Bagaimana Posisi Kartini?
Ada beberapa hal yang mesti kita
lihat untuk menengahkan masalah dan dua jati di Kartini yang saling
kontradiksi.
Pertama, kita harus meletakkan
Kartini sebagai orang awam. Hal inilah yang sempat dinyatakan Tiar Anwar
Bachtiar, Kandidat Doktor Sejarah
Universitas Indonesia, dalam wawancaranya dengan Eramuslim.com berjudul
"Pakar Sejarah: Kesan Feminis Kartini Adalah Taktik Belanda", pada
tanggal 20 April 2011.
Sebagai catatan, Kartini sejak umur
12 tahun banyak berdiam diri di rumah dan harus tinggal di rumah karena sudah
bisa dipingit.

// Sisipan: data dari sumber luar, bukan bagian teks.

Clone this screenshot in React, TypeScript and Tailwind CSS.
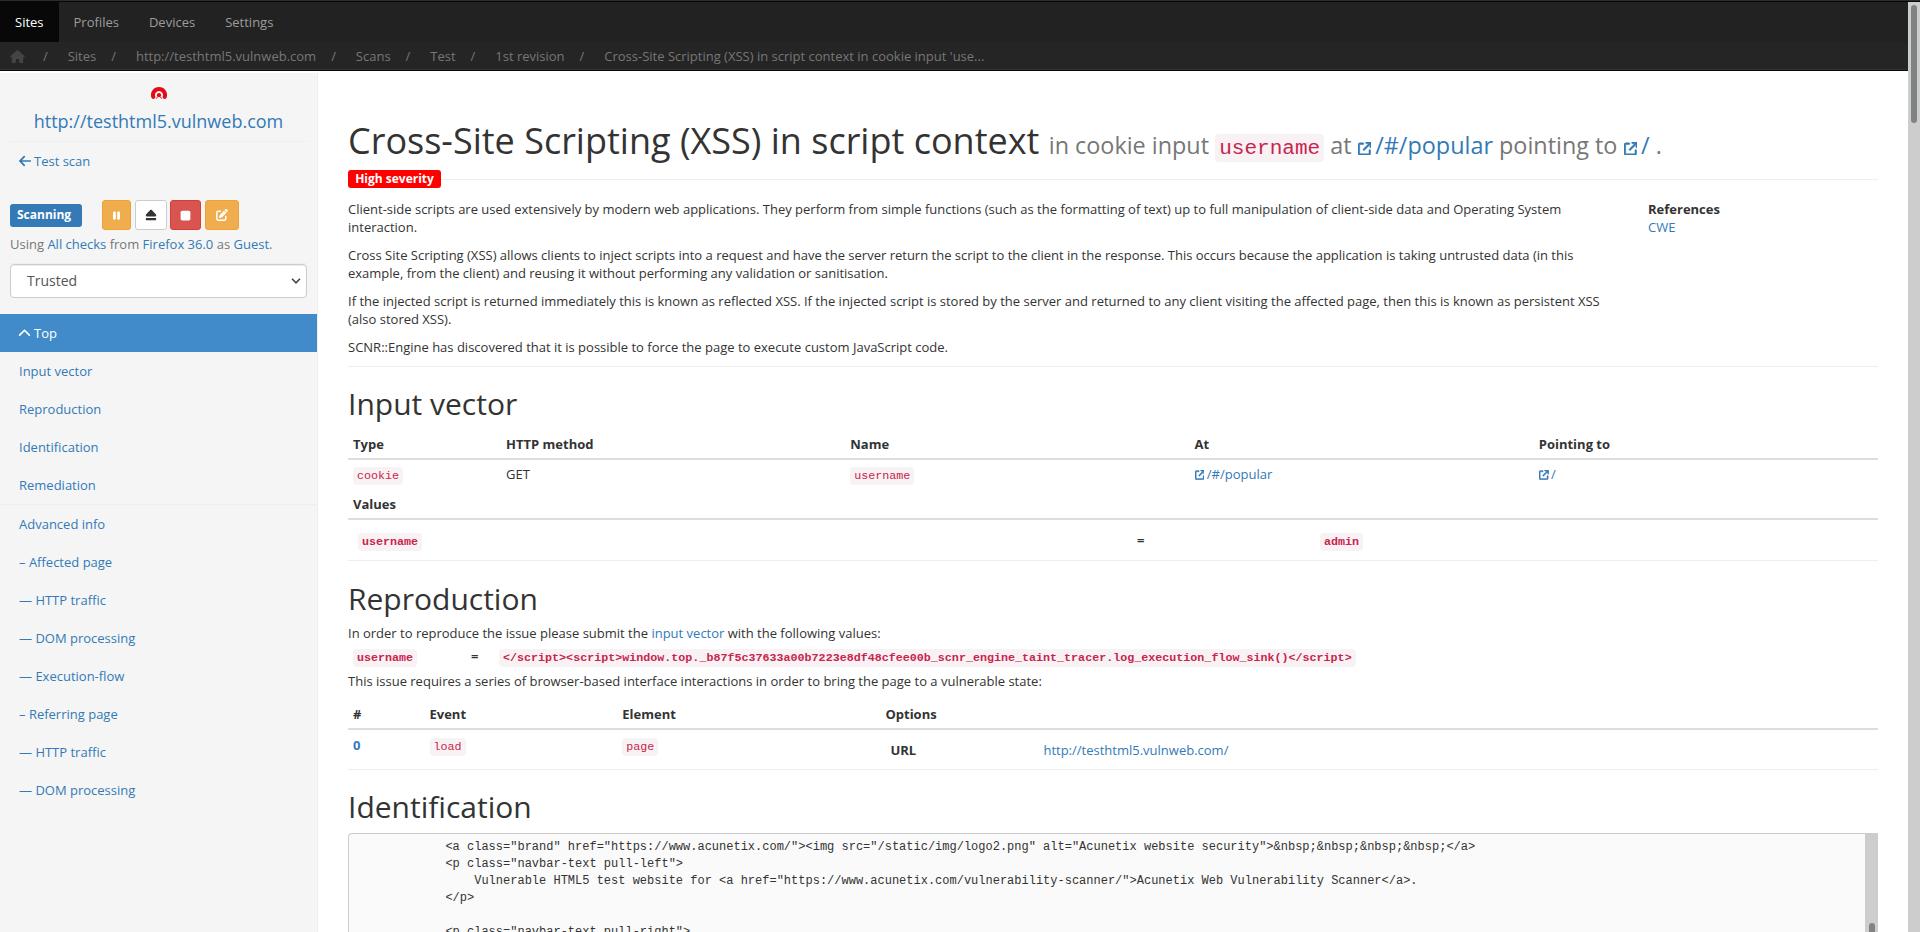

Oleh karenanya dalam masa “pencarian” itu, Kartini akan bertemu
apa saja, siapa saja dan dimana saja, termasuk akhirnya Belanda. Secara
psikologis, Kartini terombang-ambing untuk memenuhi dahaganya tentang arti
sebuah agama. Kartini pun juga tidak memiliki fundamentasi Islam yang kuat.
Lingkungan di sekitar Kartini cenderung merujuk kepada Isalm kejawen yang
mencampurkan agama tauhid dengan sinkretisme.
Kedua, pengaruh Belanda. Ayah Kartini,
Raden Mas Adipati Ario Sosroningrat, seorang bupati Jepara terkenal memiliki
jaringan luas terhadap Belanda. Saat itu ada semcam prestise tersendiri di
kalangan birokrat Nusantara saat memiliki persentuhan dengan bangsawan Belanda.
Hal ini kemudian didukung suasana tempat belajar Kartini (sampai usia 12 tahun)
di ELS (Europese Lagere School) dimana hampir semua gurunya orang Belanda.
Pelajar di Sekolah Belanda dan gurunya sedikit banyak terlibat theosofi. Tidak
hanya terpengaruh theosofi, Kartini juga terpengaruh pemikiran liberalisme dan
feminis ekstrimis-nya Stella Zeehandelaar. Setelah mendekam di rumah, karena
Kartini bisa berbahasa Belanda, maka di rumah ia mulai belajar sendiri dan
menulis surat kepada teman-teman korespondensi yang berasal dari Belanda. Salah
satunya adalah Rosa Abendanon yang banyak mendukungnya. Disinilah faktor
kolonialisme dimanfaatkan Belanda untuk “membentuk” Kartini.
Ketiga, terputusnya hubungan Kartini
dengan Kiai Soleh Darat di Semarang. KH.Soleh Darat merupakan sosok ulama yang
memilki andil besar terhadap Kartini di akhir-akhir hidupnya. Kiai Soleh Darat
adalah guru dari ulama-ulama’ yang mendirikan NU dan Muhammadiyyah, seperti KH.
Hasyim Asy’ari, KH Mahfuzd (pendiri Ponpes Termas, Pacitan), KH Ahmad Dahlan
(pendiri Muhammadiyah), dan lain sebagainya. Dengan Kiai Soleh Darat, Kartini
bagai bertemu cahaya yang mengantarkannya ke pemikrian Islam yang sesungguhnya.
Suaminya pun, seorang Bupati Rembang, termasuk santri yang agak senang mengaji.
Namun sayang pertemuan Kartini dengan Kiai Soleh Darat, tidak berlangsung lama.
Kiai Soleh Darat meninggal pada tahun itu juga, menyusul Kartini pada satu
tahun berikutnya. Namun sampa detik ini, belum ada fakta sejarah yang
menceritakan bahwa Kartini menarik ucapan-ucapanya terkait theosofi. Atau
mungkin belum sempat menariknya. Tapi yg jelas pembelaan Kartini terhadap agama
itu nyata, namun pembelaan Kartini terhadap nilai-nilai Theosofie juga nyata.
Jadi apakah Kartini pengidap kepribadian ganda? Atau Kartini adalah orang yg sedang
mencari jalan kebenaran dan jika ini benar, manakah yang akrinya ia pilih?